◆ Written exercise:
Quote the listing in full, exactly as given, minus any pictures.

◆ Data shown:
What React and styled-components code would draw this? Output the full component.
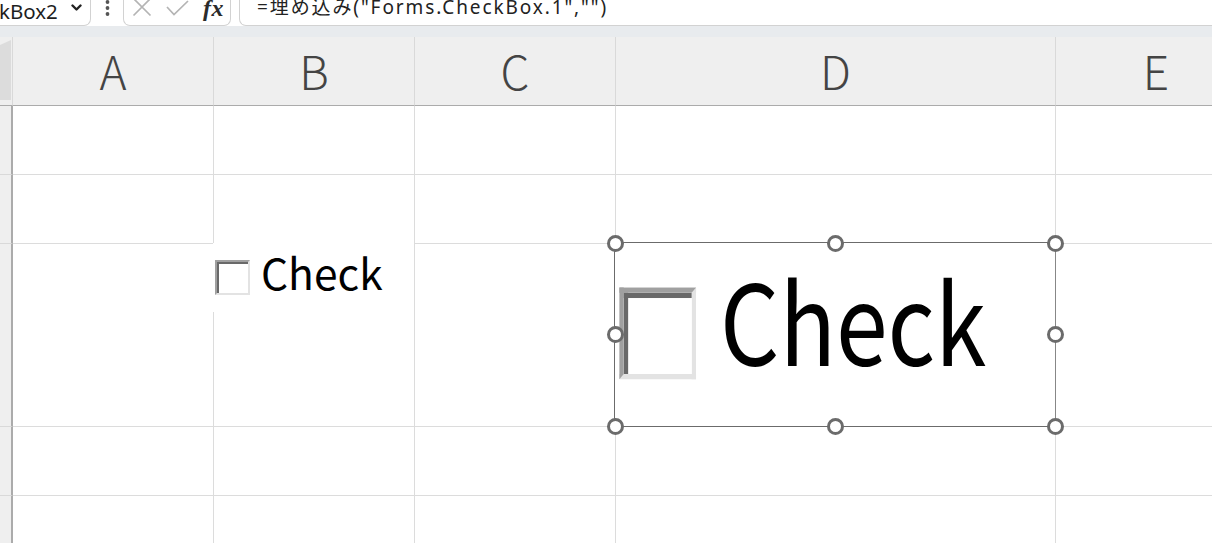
import React from "react";
import styled, { createGlobalStyle } from "styled-components";

const GlobalStyle = createGlobalStyle`
  html, body { margin: 0; padding: 0; background: #ffffff; overflow: hidden; }
  body { font-family: "Noto Sans", "Noto Sans CJK JP", sans-serif; }
  * { box-sizing: border-box; }
`;

const Page = styled.div`
  width: 1212px;
  height: 543px;
  overflow: hidden;
  display: flex;
  flex-direction: column;
  background: #fff;
`;

const TopBar = styled.div`
  display: flex;
  height: 26px;
  flex-shrink: 0;
  background: #fff;
  overflow: hidden;
`;

const NameBox = styled.div`
  width: 91px;
  display: flex;
  align-items: flex-start;
  border-right: 1px solid #d2d2d2;
  border-bottom: 1px solid #d2d2d2;
  border-bottom-right-radius: 7px;
`;

const NameText = styled.span`
  font-family: "Noto Sans", sans-serif;
  font-size: 20.5px;
  line-height: 20px;
  color: #1e1e1e;
  margin-left: -1px;
  margin-top: 1px;
`;

const Chevron = styled.svg`
  margin-left: auto;
  margin-right: 8px;
  margin-top: 4px;
`;

const MoreDots = styled.div`
  width: 32px;
  display: flex;
  justify-content: center;
`;

const IconBox = styled.div`
  width: 108px;
  display: flex;
  align-items: flex-start;
  padding-left: 8px;
  border: 1px solid #d2d2d2;
  border-top: none;
  border-bottom-left-radius: 7px;
  border-bottom-right-radius: 7px;
`;

const IconSvg = styled.svg`
  margin-top: ${(p) => p.$mt || 0}px;
  margin-right: ${(p) => p.$mr || 0}px;
  flex-shrink: 0;
`;

const Fx = styled.span`
  font-family: "Liberation Serif", "DejaVu Serif", serif;
  font-style: italic;
  font-weight: 700;
  font-size: 24px;
  line-height: 20px;
  color: #2b2b2b;
  margin-top: -2px;
  letter-spacing: 0.5px;
`;

const FormulaBox = styled.div`
  flex: 1;
  margin-left: 8px;
  border-left: 1px solid #d2d2d2;
  border-bottom: 1px solid #d2d2d2;
  border-bottom-left-radius: 7px;
  padding-left: 17px;
  display: flex;
  align-items: flex-start;
`;

const FormulaText = styled.span`
  font-family: "Noto Sans", "Noto Sans CJK JP", sans-serif;
  font-size: 19px;
  line-height: 18px;
  letter-spacing: 1.9px;
  color: #222;
  margin-top: -2px;
  white-space: nowrap;
`;

const Strip = styled.div`
  height: 11px;
  flex-shrink: 0;
  background: #e8ebee;
`;

const Sheet = styled.div`
  position: relative;
  flex: 1;
  display: grid;
  grid-template-columns: 13px 201px 201px 201px 440px 201px 201px;
  grid-template-rows: 69px 69px 69px 183px 69px 69px;
  overflow: hidden;
`;

const Corner = styled.div`
  background: #efefef;
  border-right: 1px solid #d9d9d9;
  border-bottom: 1px solid #ababab;
  display: flex;
  align-items: flex-end;
  padding-bottom: 5px;
`;

const ColHead = styled.div`
  background: #efefef;
  border-right: 1px solid #d9d9d9;
  border-bottom: 1px solid #ababab;
  display: flex;
  align-items: center;
  justify-content: center;
  font-family: "Noto Sans CJK JP", "Noto Sans", sans-serif;
  font-size: 46px;
  font-weight: 300;
  color: #444;
  padding-bottom: 2px;
`;

const RowHead = styled.div`
  background: #efefef;
  border-right: 2px solid #ababab;
  border-bottom: 1px solid #d9d9d9;
`;

const Cell = styled.div`
  background: #fff;
  border-right: 1px solid #dcdcdc;
  border-bottom: 1px solid #dcdcdc;
`;

const Control = styled.div`
  position: absolute;
  left: ${(p) => p.$left}px;
  top: ${(p) => p.$top}px;
  width: 201px;
  height: 69px;
  background: #fff;
  display: flex;
  align-items: center;
  padding-left: 2px;
  transform-origin: 0 0;
  transform: scale(${(p) => p.$sx}, ${(p) => p.$sy});
`;

const Box3D = styled.div`
  width: 35px;
  height: 35px;
  flex-shrink: 0;
  border: 2px solid;
  border-color: #a0a0a0 #e3e3e3 #e3e3e3 #a0a0a0;
  margin-top: -1px;
`;

const BoxInner = styled.div`
  width: 100%;
  height: 100%;
  border-top: 2px solid #696969;
  border-left: 2px solid #696969;
  background: #fff;
`;

const Label = styled.span`
  font-family: "Noto Sans CJK JP", "Noto Sans", sans-serif;
  font-size: 42.5px;
  line-height: 43px;
  color: #000;
  margin-left: 11px;
  margin-top: -13px;
`;

const Frame = styled.div`
  position: absolute;
  left: 614px;
  top: 205px;
  width: 442px;
  height: 185px;
  border: 1px solid #6b6b6b;
`;

const Handle = styled.span`
  position: absolute;
  left: calc(${(p) => p.$x}% - 8.5px);
  top: calc(${(p) => p.$y}% - 8.5px);
  width: 17px;
  height: 17px;
  border-radius: 50%;
  border: 3px solid #6b6b6b;
  background: #fff;
`;

function CheckControl({ left, top, sx = 1, sy = 1 }) {
  return (
    <Control $left={left} $top={top} $sx={sx} $sy={sy}>
      <Box3D>
        <BoxInner />
      </Box3D>
      <Label>Check</Label>
    </Control>
  );
}

const columns = ["A", "B", "C", "D", "E", "F"];
const rows = [1, 2, 3, 4, 5];
const handles = [
  [0, 0], [50, 0], [100, 0],
  [0, 50], [100, 50],
  [0, 100], [50, 100], [100, 100],
];

export default function App() {
  return (
    <Page>
      <GlobalStyle />
      <TopBar>
        <NameBox>
          <NameText>kBox2</NameText>
          <Chevron width="11" height="8" viewBox="0 0 11 8">
            <path d="M1.5 1.5 L5.5 5.5 L9.5 1.5" fill="none" stroke="#222" strokeWidth="2.4" strokeLinecap="round" strokeLinejoin="round" />
          </Chevron>
        </NameBox>
        <MoreDots>
          <svg width="5" height="17" viewBox="0 0 5 17">
            <circle cx="2.5" cy="2" r="1.9" fill="#555" />
            <circle cx="2.5" cy="8" r="1.9" fill="#555" />
            <circle cx="2.5" cy="14" r="1.9" fill="#555" />
          </svg>
        </MoreDots>
        <IconBox>
          <IconSvg $mt={-3} $mr={14} width="20" height="20" viewBox="0 0 20 20">
            <path d="M1.5 1.5 L18.5 18.5 M18.5 1.5 L1.5 18.5" stroke="#b4b4b4" strokeWidth="1.7" fill="none" />
          </IconSvg>
          <IconSvg $mt={0} $mr={14} width="23" height="16" viewBox="0 0 23 16">
            <path d="M1 7 L8 14.5 L22 1" stroke="#b4b4b4" strokeWidth="1.7" fill="none" />
          </IconSvg>
          <Fx>fx</Fx>
        </IconBox>
        <FormulaBox>
          <FormulaText>=埋め込み("Forms.CheckBox.1","")</FormulaText>
        </FormulaBox>
      </TopBar>
      <Strip />
      <Sheet>
        <Corner>
          <svg width="11" height="60" viewBox="0 0 11 60">
            <polygon points="11,0 11,60 0,60 0,5" fill="#dcdcdc" />
          </svg>
        </Corner>
        {columns.map((c) => (
          <ColHead key={c}>{c}</ColHead>
        ))}
        {rows.map((r) => (
          <React.Fragment key={r}>
            <RowHead />
            {columns.map((c) => (
              <Cell key={c + r} />
            ))}
          </React.Fragment>
        ))}
        <CheckControl left={213} top={206} />
        <Frame>
          <CheckControl left={0} top={0} sx={2.19} sy={2.62} />
          {handles.map(([x, y]) => (
            <Handle key={`${x}-${y}`} $x={x} $y={y} />
          ))}
        </Frame>
      </Sheet>
    </Page>
  );
}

◆ Response to this exercise:
What React and styled-components code would draw this? Output the full component.
import React from "react";
import styled, { createGlobalStyle } from "styled-components";

const GlobalStyle = createGlobalStyle`
  html, body { margin: 0; padding: 0; background: #ffffff; overflow: hidden; }
  body { font-family: "Noto Sans", "Noto Sans CJK JP", sans-serif; }
  * { box-sizing: border-box; }
`;

const Page = styled.div`
  width: 1212px;
  height: 543px;
  overflow: hidden;
  display: flex;
  flex-direction: column;
  background: #fff;
`;

const TopBar = styled.div`
  display: flex;
  height: 26px;
  flex-shrink: 0;
  background: #fff;
  overflow: hidden;
`;

const NameBox = styled.div`
  width: 91px;
  display: flex;
  align-items: flex-start;
  border-right: 1px solid #d2d2d2;
  border-bottom: 1px solid #d2d2d2;
  border-bottom-right-radius: 7px;
`;

const NameText = styled.span`
  font-family: "Noto Sans", sans-serif;
  font-size: 20.5px;
  line-height: 20px;
  color: #1e1e1e;
  margin-left: -1px;
  margin-top: 1px;
`;

const Chevron = styled.svg`
  margin-left: auto;
  margin-right: 8px;
  margin-top: 4px;
`;

const MoreDots = styled.div`
  width: 32px;
  display: flex;
  justify-content: center;
`;

const IconBox = styled.div`
  width: 108px;
  display: flex;
  align-items: flex-start;
  padding-left: 8px;
  border: 1px solid #d2d2d2;
  border-top: none;
  border-bottom-left-radius: 7px;
  border-bottom-right-radius: 7px;
`;

const IconSvg = styled.svg`
  margin-top: ${(p) => p.$mt || 0}px;
  margin-right: ${(p) => p.$mr || 0}px;
  flex-shrink: 0;
`;

const Fx = styled.span`
  font-family: "Liberation Serif", "DejaVu Serif", serif;
  font-style: italic;
  font-weight: 700;
  font-size: 24px;
  line-height: 20px;
  color: #2b2b2b;
  margin-top: -2px;
  letter-spacing: 0.5px;
`;

const FormulaBox = styled.div`
  flex: 1;
  margin-left: 8px;
  border-left: 1px solid #d2d2d2;
  border-bottom: 1px solid #d2d2d2;
  border-bottom-left-radius: 7px;
  padding-left: 17px;
  display: flex;
  align-items: flex-start;
`;

const FormulaText = styled.span`
  font-family: "Noto Sans", "Noto Sans CJK JP", sans-serif;
  font-size: 19px;
  line-height: 18px;
  letter-spacing: 1.9px;
  color: #222;
  margin-top: -2px;
  white-space: nowrap;
`;

const Strip = styled.div`
  height: 11px;
  flex-shrink: 0;
  background: #e8ebee;
`;

const Sheet = styled.div`
  position: relative;
  flex: 1;
  display: grid;
  grid-template-columns: 13px 201px 201px 201px 440px 201px 201px;
  grid-template-rows: 69px 69px 69px 183px 69px 69px;
  overflow: hidden;
`;

const Corner = styled.div`
  background: #efefef;
  border-right: 1px solid #d9d9d9;
  border-bottom: 1px solid #ababab;
  display: flex;
  align-items: flex-end;
  padding-bottom: 5px;
`;

const ColHead = styled.div`
  background: #efefef;
  border-right: 1px solid #d9d9d9;
  border-bottom: 1px solid #ababab;
  display: flex;
  align-items: center;
  justify-content: center;
  font-family: "Noto Sans CJK JP", "Noto Sans", sans-serif;
  font-size: 46px;
  font-weight: 300;
  color: #444;
  padding-bottom: 2px;
`;

const RowHead = styled.div`
  background: #efefef;
  border-right: 2px solid #ababab;
  border-bottom: 1px solid #d9d9d9;
`;

const Cell = styled.div`
  background: #fff;
  border-right: 1px solid #dcdcdc;
  border-bottom: 1px solid #dcdcdc;
`;

const Control = styled.div`
  position: absolute;
  left: ${(p) => p.$left}px;
  top: ${(p) => p.$top}px;
  width: 201px;
  height: 69px;
  background: #fff;
  display: flex;
  align-items: center;
  padding-left: 2px;
  transform-origin: 0 0;
  transform: scale(${(p) => p.$sx}, ${(p) => p.$sy});
`;

const Box3D = styled.div`
  width: 35px;
  height: 35px;
  flex-shrink: 0;
  border: 2px solid;
  border-color: #a0a0a0 #e3e3e3 #e3e3e3 #a0a0a0;
  margin-top: -1px;
`;

const BoxInner = styled.div`
  width: 100%;
  height: 100%;
  border-top: 2px solid #696969;
  border-left: 2px solid #696969;
  background: #fff;
`;

const Label = styled.span`
  font-family: "Noto Sans CJK JP", "Noto Sans", sans-serif;
  font-size: 42.5px;
  line-height: 43px;
  color: #000;
  margin-left: 11px;
  margin-top: -13px;
`;

const Frame = styled.div`
  position: absolute;
  left: 614px;
  top: 205px;
  width: 442px;
  height: 185px;
  border: 1px solid #6b6b6b;
`;

const Handle = styled.span`
  position: absolute;
  left: calc(${(p) => p.$x}% - 8.5px);
  top: calc(${(p) => p.$y}% - 8.5px);
  width: 17px;
  height: 17px;
  border-radius: 50%;
  border: 3px solid #6b6b6b;
  background: #fff;
`;

function CheckControl({ left, top, sx = 1, sy = 1 }) {
  return (
    <Control $left={left} $top={top} $sx={sx} $sy={sy}>
      <Box3D>
        <BoxInner />
      </Box3D>
      <Label>Check</Label>
    </Control>
  );
}

const columns = ["A", "B", "C", "D", "E", "F"];
const rows = [1, 2, 3, 4, 5];
const handles = [
  [0, 0], [50, 0], [100, 0],
  [0, 50], [100, 50],
  [0, 100], [50, 100], [100, 100],
];

export default function App() {
  return (
    <Page>
      <GlobalStyle />
      <TopBar>
        <NameBox>
          <NameText>kBox2</NameText>
          <Chevron width="11" height="8" viewBox="0 0 11 8">
            <path d="M1.5 1.5 L5.5 5.5 L9.5 1.5" fill="none" stroke="#222" strokeWidth="2.4" strokeLinecap="round" strokeLinejoin="round" />
          </Chevron>
        </NameBox>
        <MoreDots>
          <svg width="5" height="17" viewBox="0 0 5 17">
            <circle cx="2.5" cy="2" r="1.9" fill="#555" />
            <circle cx="2.5" cy="8" r="1.9" fill="#555" />
            <circle cx="2.5" cy="14" r="1.9" fill="#555" />
          </svg>
        </MoreDots>
        <IconBox>
          <IconSvg $mt={-3} $mr={14} width="20" height="20" viewBox="0 0 20 20">
            <path d="M1.5 1.5 L18.5 18.5 M18.5 1.5 L1.5 18.5" stroke="#b4b4b4" strokeWidth="1.7" fill="none" />
          </IconSvg>
          <IconSvg $mt={0} $mr={14} width="23" height="16" viewBox="0 0 23 16">
            <path d="M1 7 L8 14.5 L22 1" stroke="#b4b4b4" strokeWidth="1.7" fill="none" />
          </IconSvg>
          <Fx>fx</Fx>
        </IconBox>
        <FormulaBox>
          <FormulaText>=埋め込み("Forms.CheckBox.1","")</FormulaText>
        </FormulaBox>
      </TopBar>
      <Strip />
      <Sheet>
        <Corner>
          <svg width="11" height="60" viewBox="0 0 11 60">
            <polygon points="11,0 11,60 0,60 0,5" fill="#dcdcdc" />
          </svg>
        </Corner>
        {columns.map((c) => (
          <ColHead key={c}>{c}</ColHead>
        ))}
        {rows.map((r) => (
          <React.Fragment key={r}>
            <RowHead />
            {columns.map((c) => (
              <Cell key={c + r} />
            ))}
          </React.Fragment>
        ))}
        <CheckControl left={213} top={206} />
        <Frame>
          <CheckControl left={0} top={0} sx={2.19} sy={2.62} />
          {handles.map(([x, y]) => (
            <Handle key={`${x}-${y}`} $x={x} $y={y} />
          ))}
        </Frame>
      </Sheet>
    </Page>
  );
}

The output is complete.